For at the center of the verse is the figure of Jamshid, famous both as a king and as the owner of the legendary Cup of Jamshid [jaam-e jam]. He could look into the surface of the wine-filled Cup and see reflections of past, present, and future. Neither his own royal signet ring or seal, nor his own special Cup, have been passed down through the generations, but ordinary marks of kingship (every king has a seal) and ordinary wine-glasses (every drinker gets a glass) have 'made the rounds' many times over, as the 'revolving' of the wheel of fortune has exalted some and ruined others, and as the 'going round of the cup' ( daur-e jaam, as in {97,5}) in the wine-house has opened the way to intoxication for drinker after drinker.

So if we try to chart the possible relationships among kingship, wineglass, and seal, here are some of the main possibilities, as best I can make them out:

=Kingship and the wineglass are alike (they travel from hand to hand), and are unlike the seal of Jamshid (which belongs to him alone). But the wine-glass is just an illustrative metaphor; the point is to illumine the nature of kingship-- it flows from one partaker to another like wine.

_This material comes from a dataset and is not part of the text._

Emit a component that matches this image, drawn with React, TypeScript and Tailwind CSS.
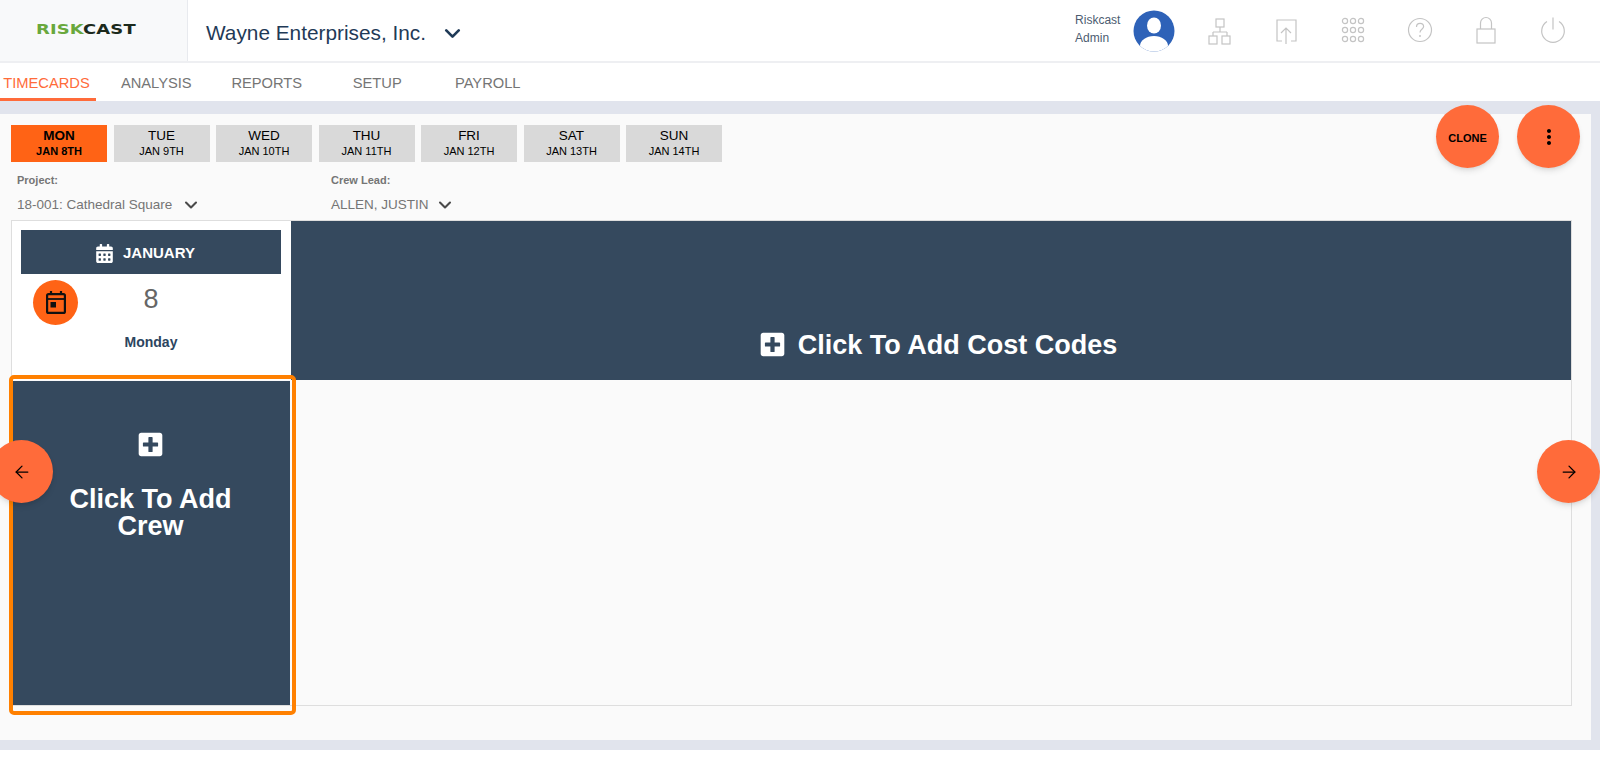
import React from 'react';
import {ArrowLeft, ArrowRight, ChevronDown} from 'lucide-react';
import {FaCalendarAlt, FaPlusSquare} from 'react-icons/fa';
import {MdMoreVert} from 'react-icons/md';

const days = [
    {name: 'MON', date: 'JAN 8TH', active: true},
    {name: 'TUE', date: 'JAN 9TH'},
    {name: 'WED', date: 'JAN 10TH'},
    {name: 'THU', date: 'JAN 11TH'},
    {name: 'FRI', date: 'JAN 12TH'},
    {name: 'SAT', date: 'JAN 13TH'},
    {name: 'SUN', date: 'JAN 14TH'},
];

const tabs = ['TIMECARDS', 'ANALYSIS', 'REPORTS', 'SETUP', 'PAYROLL'];

const HeaderIcon = ({children}: {children: React.ReactNode}) => (
    <div className="flex w-[66.6px] justify-center pb-[2px]">
        <svg width="30" height="30" viewBox="0 0 30 30" fill="none" stroke="#c4c4c4" strokeWidth="1.2">
            {children}
        </svg>
    </div>
);

const Avatar = () => (
    <svg width="42" height="42" viewBox="0 0 42 42">
        <defs>
            <clipPath id="avatar-clip">
                <circle cx="21" cy="21" r="20.5"/>
            </clipPath>
        </defs>
        <circle cx="21" cy="21" r="20.5" fill="#2e62b8"/>
        <ellipse cx="21" cy="15.5" rx="7" ry="8" fill="#fff"/>
        <ellipse cx="21" cy="36" rx="14" ry="10" fill="#fff" clipPath="url(#avatar-clip)"/>
    </svg>
);

const App = () => {
    return (
        <div className="h-[762px] w-[1600px] overflow-hidden bg-white font-['Liberation_Sans',sans-serif]">
            {/* top bar */}
            <header className="flex h-[63px] items-stretch border-b-2 border-[#eeeff2]">
                <div className="flex w-[188px] items-center justify-center border-r border-[#e8eaee] bg-[#f8f9fa] pb-[3px] pr-[15px]">
                    <span className="scale-x-[1.28] font-['DejaVu_Sans',sans-serif] text-[14px] font-bold leading-none tracking-[0.1px]">
                        <span className="text-[#69a83c]">RISK</span>
                        <span className="text-[#1c2a1c]">CAST</span>
                    </span>
                </div>
                <div className="flex items-center pl-[18px] pt-[5px] text-[20.8px] text-[#1f3a57]">
                    <span>Wayne Enterprises, Inc.</span>
                    <ChevronDown className="ml-[14px] text-[#1f3a57]" size={25} strokeWidth={2.6}/>
                </div>
                <div className="ml-auto flex items-center pr-[14px]">
                    <div className="flex flex-col pb-[4px] text-[12px] leading-[18px] text-[#4c5c70]">
                        <span>Riskcast</span>
                        <span>Admin</span>
                    </div>
                    <div className="ml-[13px] mr-[11px]">
                        <Avatar/>
                    </div>
                    <HeaderIcon>
                        <rect x="11" y="4" width="8" height="8"/>
                        <path d="M15 12v5M8 17h14M8 17v4M22 17v4"/>
                        <rect x="4" y="21" width="8" height="8"/>
                        <rect x="17" y="21" width="8" height="8"/>
                    </HeaderIcon>
                    <HeaderIcon>
                        <path d="M11 26H6V5h19v21h-5"/>
                        <path d="M15 29V13M10 18l5-5 5 5"/>
                    </HeaderIcon>
                    <HeaderIcon>
                        {[6, 15, 24].map((cy) =>
                            [7, 15, 23].map((cx) => <circle key={`${cx}-${cy}`} cx={cx} cy={cy} r="2.6"/>)
                        )}
                    </HeaderIcon>
                    <HeaderIcon>
                        <circle cx="15" cy="15" r="11.5"/>
                        <path d="M11.5 12c0-2.2 1.6-3.6 3.6-3.6s3.5 1.3 3.5 3.2c0 2.6-3.6 2.8-3.6 5.8"/>
                        <circle cx="15" cy="21" r="0.4"/>
                    </HeaderIcon>
                    <HeaderIcon>
                        <rect x="6" y="14" width="18" height="14"/>
                        <path d="M9.5 14V8a5.5 5.5 0 0 1 11 0v6"/>
                    </HeaderIcon>
                    <HeaderIcon>
                        <path d="M9 6.5a11.3 11.3 0 1 0 12 0"/>
                        <path d="M15 2.5v12"/>
                    </HeaderIcon>
                </div>
            </header>

            {/* tabs */}
            <nav className="flex h-[38px] text-[14.7px] text-[#757575]">
                {tabs.map((tab, i) => (
                    <div
                        key={tab}
                        className={i === 0
                            ? 'mr-[5px] flex w-[96px] items-center justify-center border-b-[3px] border-[#ff6b3a] pr-[3px] pt-[5px] text-[#ff6b3a]'
                            : 'flex w-[110.5px] items-center justify-center pt-[3px]'}
                    >
                        {tab}
                    </div>
                ))}
            </nav>

            {/* main area */}
            <main className="relative bg-[#e1e4ed] pb-[10px] pr-[9px] pt-[13px]">
                <div className="h-[626px] bg-[#fafafa] pl-[11px] pt-[11px]">
                    <div className="flex gap-[6.5px]">
                        {days.map((day) => (
                            <div
                                key={day.name}
                                className={day.active
                                    ? 'flex h-[37px] w-[96px] flex-col items-center justify-center bg-[#ff6315] pb-[2px] font-bold text-black'
                                    : 'flex h-[37px] w-[96px] flex-col items-center justify-center bg-[#d9d9d9] pb-[2px] text-black'}
                            >
                                <span className="text-[13.5px] leading-[16px]">{day.name}</span>
                                <span className="text-[11px] leading-[14px]">{day.date}</span>
                            </div>
                        ))}
                    </div>

                    <div className="flex pl-[6px] text-[#757575]">
                        <div className="w-[314px]">
                            <div className="mt-[11px] text-[11px] font-bold leading-[14px]">Project:</div>
                            <div className="mt-[8px] flex items-center text-[13.5px] leading-[18px]">
                                18-001: Cathedral Square
                                <ChevronDown className="ml-[9px] text-[#4a4a4a]" size={20} strokeWidth={2.5}/>
                            </div>
                        </div>
                        <div>
                            <div className="mt-[11px] text-[11px] font-bold leading-[14px]">Crew Lead:</div>
                            <div className="mt-[8px] flex items-center text-[13.5px] leading-[18px]">
                                ALLEN, JUSTIN
                                <ChevronDown className="ml-[6px] text-[#4a4a4a]" size={20} strokeWidth={2.5}/>
                            </div>
                        </div>
                    </div>

                    <div className="mt-[5px] grid h-[486px] w-[1561px] grid-cols-[279px_1fr] grid-rows-[159px_1fr] border border-[#dedede]">
                        <div className="flex flex-col items-center bg-white pl-[9px] pr-[10px] pt-[9px]">
                            <div className="flex h-[44px] w-[260px] items-center justify-center gap-[9px] bg-[#35495e] pr-[12px] pt-[2px] text-[15px] font-bold text-white">
                                <FaCalendarAlt size={19}/>
                                JANUARY
                            </div>
                            <div className="mt-[10px] text-center text-[27px] font-light leading-[30px] text-[#666666]">8</div>
                            <div className="mt-[19px] text-[14px] font-bold leading-[18px] text-[#2c4560]">Monday</div>
                        </div>
                        <div className="flex items-end justify-center bg-[#35495e] pb-[20px] pl-[14px] text-[27px] font-bold leading-[30px] text-white">
                            <FaPlusSquare className="mb-[2px] mr-[12px]" size={27}/>
                            Click To Add Cost Codes
                        </div>
                        <div className="mx-[1px] mt-[1px] flex flex-col items-center bg-[#35495e] pr-[2px] pt-[50px] text-center text-[27px] font-bold leading-[27px] text-white">
                            <FaPlusSquare size={27}/>
                            <div className="mt-[28px] w-[200px]">Click To Add Crew</div>
                        </div>
                        <div/>
                    </div>
                </div>

                {/* floating buttons and the highlight round the crew cell */}
                <div className="absolute left-[9px] top-[274px] h-[340px] w-[287px] rounded-[5px] border-[4px] border-[#ff8000]"/>
                <button className="absolute left-[1436px] top-[4px] flex h-[63px] w-[63px] items-center justify-center rounded-full bg-[#ff6b3a] pt-[3px] text-[11px] font-bold text-black shadow-md">
                    CLONE
                </button>
                <button className="absolute left-[1517px] top-[4px] flex h-[63px] w-[63px] items-center justify-center rounded-full bg-[#ff6b3a] text-black shadow-md">
                    <MdMoreVert size={24}/>
                </button>
                <button className="absolute left-[-10px] top-[339px] flex h-[63px] w-[63px] items-center justify-center rounded-full bg-[#ff6b3a] text-black shadow-md">
                    <ArrowLeft size={20} strokeWidth={1.5}/>
                </button>
                <button className="absolute left-[1537px] top-[339px] flex h-[63px] w-[63px] items-center justify-center rounded-full bg-[#ff6b3a] text-black shadow-md">
                    <ArrowRight size={20} strokeWidth={1.5}/>
                </button>
                <div className="absolute left-[33px] top-[179px] flex h-[45px] w-[45px] items-center justify-center rounded-full bg-[#ff6315]">
                    <svg width="20" height="23" viewBox="0 0 20 23" fill="none" stroke="#111" strokeWidth="2.2">
                        <rect x="1.1" y="3.1" width="17.8" height="18.8" rx="1.5"/>
                        <path d="M1 8h18" strokeWidth="1.8"/>
                        <path d="M5 0v4M15 0v4"/>
                        <rect x="4.5" y="11" width="5.5" height="5.5" fill="#111" stroke="none"/>
                    </svg>
                </div>
            </main>
        </div>
    );
};

export default App;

=Worldly kingship and the wineglass are alike (they travel from hand to hand), and are unlike the seal of Jamshid (which belongs to him alone). But worldly kingship is just an illustrative metaphor; the point is to illumine the nature of wine-drinking-- it confers a superior, democratic, mystical form of 'real' kingship.

=Kingship (which travels through worldly force and violence) and the seal of Jamshid (which is an emblem of kingship) are alike; while the glass of wine, which is freely shared among suitable (and mystically inclined?) friends, is different; people of real insight know very well which of them is the more desirable.

But this list is by no means exhaustive; the verse remains somehow elusive. A number of links are possible, but none of them are entirely obvious. Who would have thought this simple-looking little verse would open out into such a complex puzzle! It might be time to go and have a glass of wine.

On seals and signet-rings, see {61,5}.